Tuesday, June 11, 2019

US ramps up prohibitions on Venezuelan petroleum trade, holds off secondary sanctions

Venezuela's Ex-Oil Boss: PDVSA Is Collapsing

https://www.spglobal.com/platts/en/market-insights/latest-news/oil/061019-us-ramps-up-prohibitions-on-venezuelan-petroleum-trade-holds-off-secondary-sanctions

Washington — Trump administration officials are still considering secondary sanctions to push the Maduro regime out of power in Venezuela, though analysts said Monday that there may be little reason to impose them.

"I think for the most part we are already seeing the impact that secondary sanctions would have," said Lisa Viscidi, director of energy, climate change and extractive industries at Inter-American Dialogue. "I think official secondary sanctions would close some loopholes Venezuela is still able to exploit, but Venezuela is already very dependent on exporting to countries that refuse to get in line with US sanctions policy."

The Trump administration has blocked imports of Venezuelan crude and condensate into the US, prohibited US dollar transactions with state-run PDVSA and threatened sanctions on essentially all diluent trade with the company. But the US has yet to impose secondary sanctions on Venezuelan oil flows, similar to those fully re-imposed on Iranian crude last month, subjecting essentially all petroleum trade with a targeted country to US sanctions.

India, for example, has agreed to stop exporting gasoline to Venezuela and has reduced its Venezuelan crude imports in response to pressure from the US, Viscidi said.
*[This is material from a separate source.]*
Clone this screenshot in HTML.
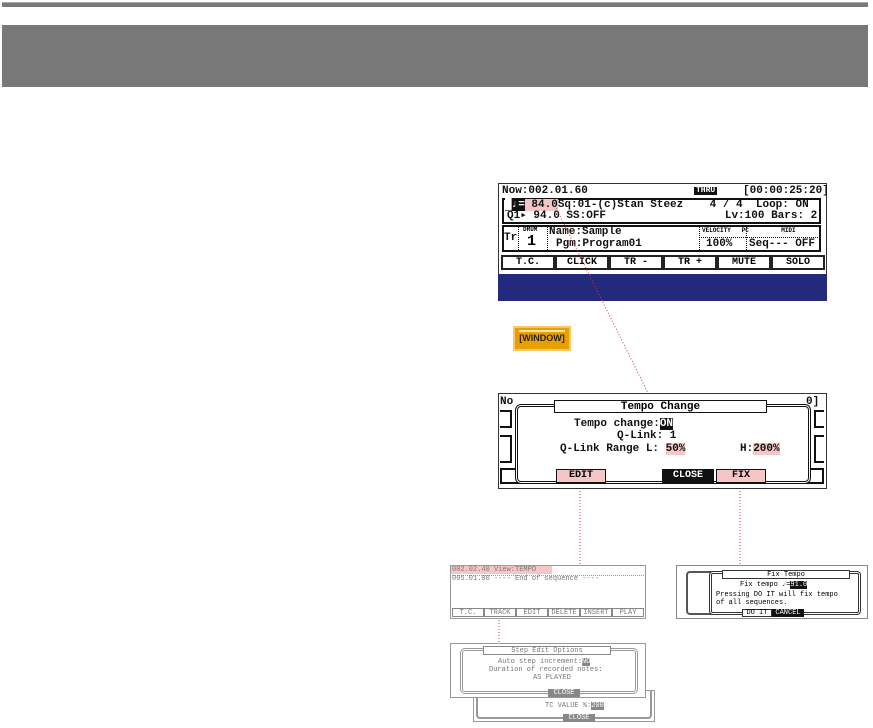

But Russia, Venezuela's most significant remaining crude and refined product trading partner, may not halt purchases even if secondary sanctions are imposed, she said.
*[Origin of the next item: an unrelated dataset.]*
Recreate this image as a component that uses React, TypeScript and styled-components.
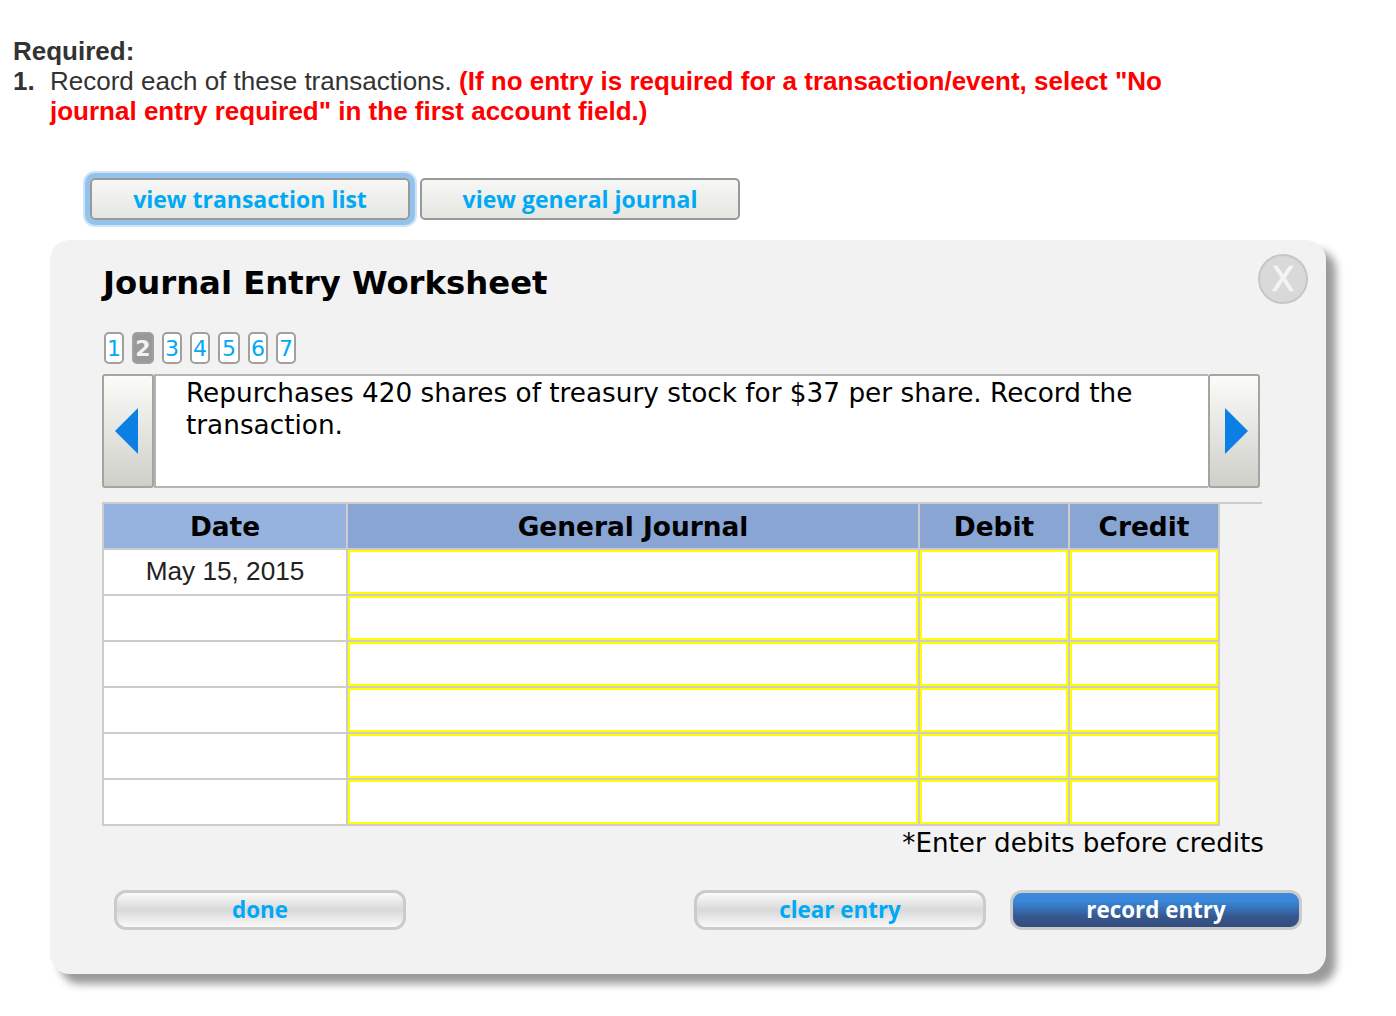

"Russia is not going to stop trading oil with Venezuela as a result of official secondary sanctions, especially since Russia itself is being sanctioned by the US," she said.

State-run Russian companies may be unlikely to comply with US sanctions, keeping at least some Venezuelan petroleum flows viable even if secondary sanctions are imposed, according to Paul Sheldon, chief geopolitical advisor with S&P Global Platts Analytics.

"Among other factors, assisting a US adversary in the Americas carries geopolitical benefits for the Kremlin," Sheldon said in a note.

PDVSA exported an average of 720,000 b/d of crude and fuel oil in May, up about 150,000 b/d from April, but well below the nearly 1.29 million b/d exported out of Venezuela a year earlier, according to a PDVSA document seen by Platts.

In May, PDVSA sold 8.8 million barrels of crude to Russia's Rosneft, including diluted crude oil and Merey 16, roughly 40% of all crude and fuel oil it sold in May, according to the PDVSA document.
Venezuelan oil production fell to 720,000 b/d in May, down 60,000 b/d from April and less than half the 1.5 million b/d the country produced in May 2018, according to a Platts OPEC survey released Monday.

For months, the Trump administration has been considering secondary sanctions, but has avoided imposing them due partly to the impact on oil and gasoline prices amid other sanctions and trade disputes.

SANCTIONS THREAT

But the risk of secondary sanctions has caused a steep decline in trade with PDVSA, according to Joe McMonigle, an analyst with Hedgeye Risk Management.

"The threat of sanctions is definitely having an impact," McMonigle said. "Companies don't want to risk that kind of exposure."

But while Russia and China have continued to trade petroleum with Venezuela, secondary sanctions could amplify that risk, according to Francisco Monaldi, Latin American energy policy fellow at Rice University's Baker Institute for Public Policy.

"It is hard to know how far they will be willing to go to help [President Nicolas] Maduro, under a tougher sanctions environment," Monaldi said. "Would Russia consume Venezuelan oil in their domestic market? Would China pay cash for Venezuelan oil? Would they be willing to invest in the Venezuelan oil industry?"

In January, the US unveiled sanctions on PDVSA, Venezuela's state-owned oil company, which have served as a de facto ban on US imports of Venezuelan crude and an immediate ban on US exports of diluent to Venezuela. On April 28, the US prohibited transactions between non-US firms and PDVSA involving the US financial system, essentially banning the use of US dollars in all transactions with PDVSA.

Last week, the US announced further prohibitions on essentially all diluent trade with PDVSA, which PDVSA uses in the production and marketing of its heavy crudes, in an attempt to accelerate declines in Venezuela's oil sector.